Avec le « Mouton Givré », la start-up est dans le pré
À un moment donné, on a tous besoin d’un sac isotherme pour embarquer un pique-nique ou ramener des surgelés du magasin. Mais comment faire quand on est allergique au plastique et qu’on souhaite favoriser un modèle qui créé du lien ? Début de réponse dans le Lot avec une petite entreprise très futée.
(un article de notre revue « Jour de Fête » paru en octobre 2022)
C’est en suivant une formation de couturière au lycée puis en vendant durant plusieurs années du prêt-à-porter à Figeac qu’elle est devenue… cheffe d’une étonnante entreprise qui conçoit, fabrique et commercialise des sacs isothermes en laine de mouton. Cinthia et son associée Élodie, une costumière aguerrie, ont créé « Le Mouton givré » en 2018. Et givrées, il fallait l’être un peu pour oser créer une ligne d’objets 100 % made in France, zéro plastique, en feutre de laine de mouton et chanvre naturel. « Quand on a créé notre premier lunch bag « Marguerite », ma mère m’a dit qu’à part elle, mon oncle et ma tante, elle ne voyait pas très bien quel serait notre débouché ! », sourit Cinthia dont l’entreprise fait aujourd’hui travailler quatre personnes en tout.

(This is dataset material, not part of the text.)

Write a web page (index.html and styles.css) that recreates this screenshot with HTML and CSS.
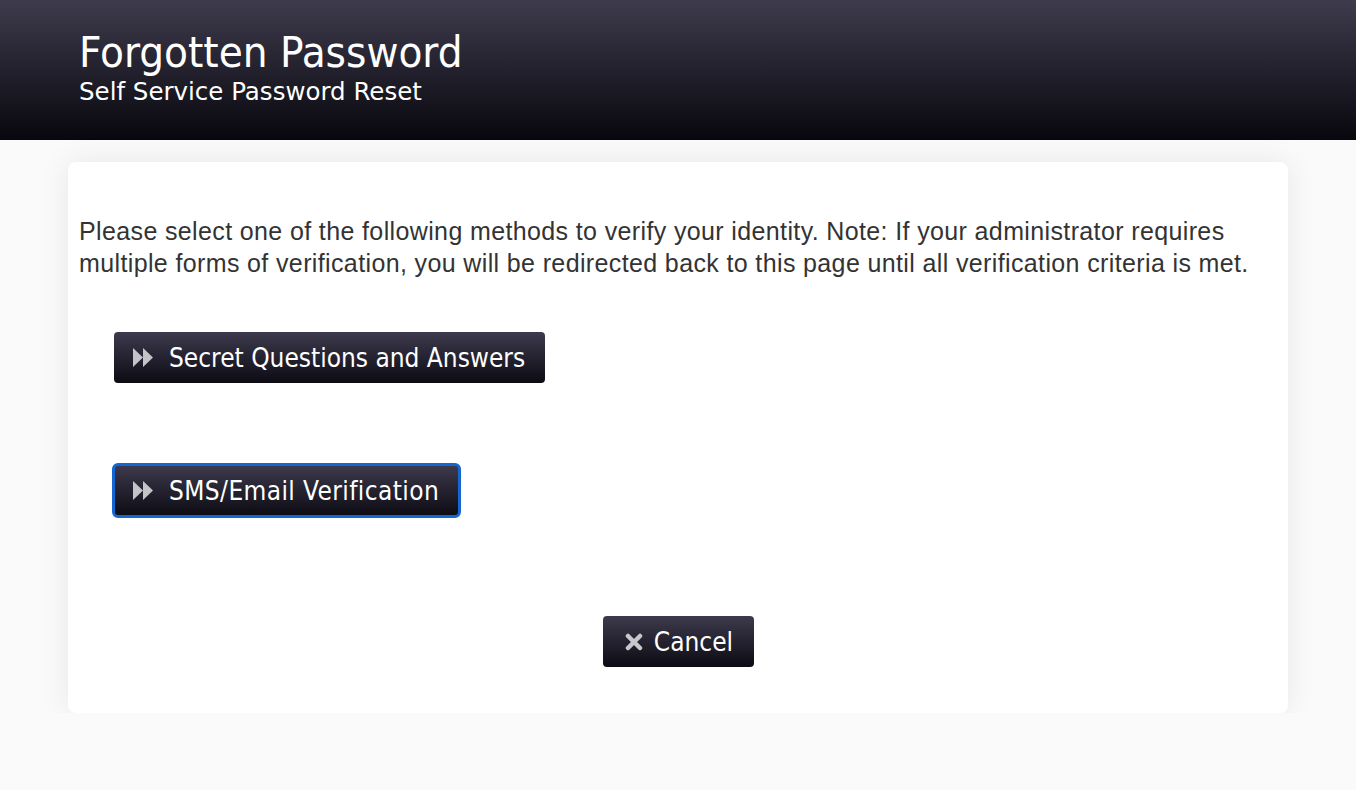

Deux tondeurs professionnels et une dizaine d’éleveurs de brebis sont de la partie, tous situés à moins de trente kilomètres de la sous-préfecture industrieuse du Lot, répartis majoritairement dans les causses du Quercy. Chaque troupeau, de 80 à 1 200 bêtes, voit passer une fois par an les ciseaux qui rasent leur toison pour une valorisation inattendue. La laine de brebis a toujours été un sous-produit de l’élevage. « Pour plus de 80 %, elle part en Chine à un centime du kilo avant de nous revenir sous formes de pulls, regrette Cinthia. Nous, nous l’achetons 50 centimes une fois triée. » À raison d’un bon kilo par toison, faites le compte, cela peut devenir intéressant.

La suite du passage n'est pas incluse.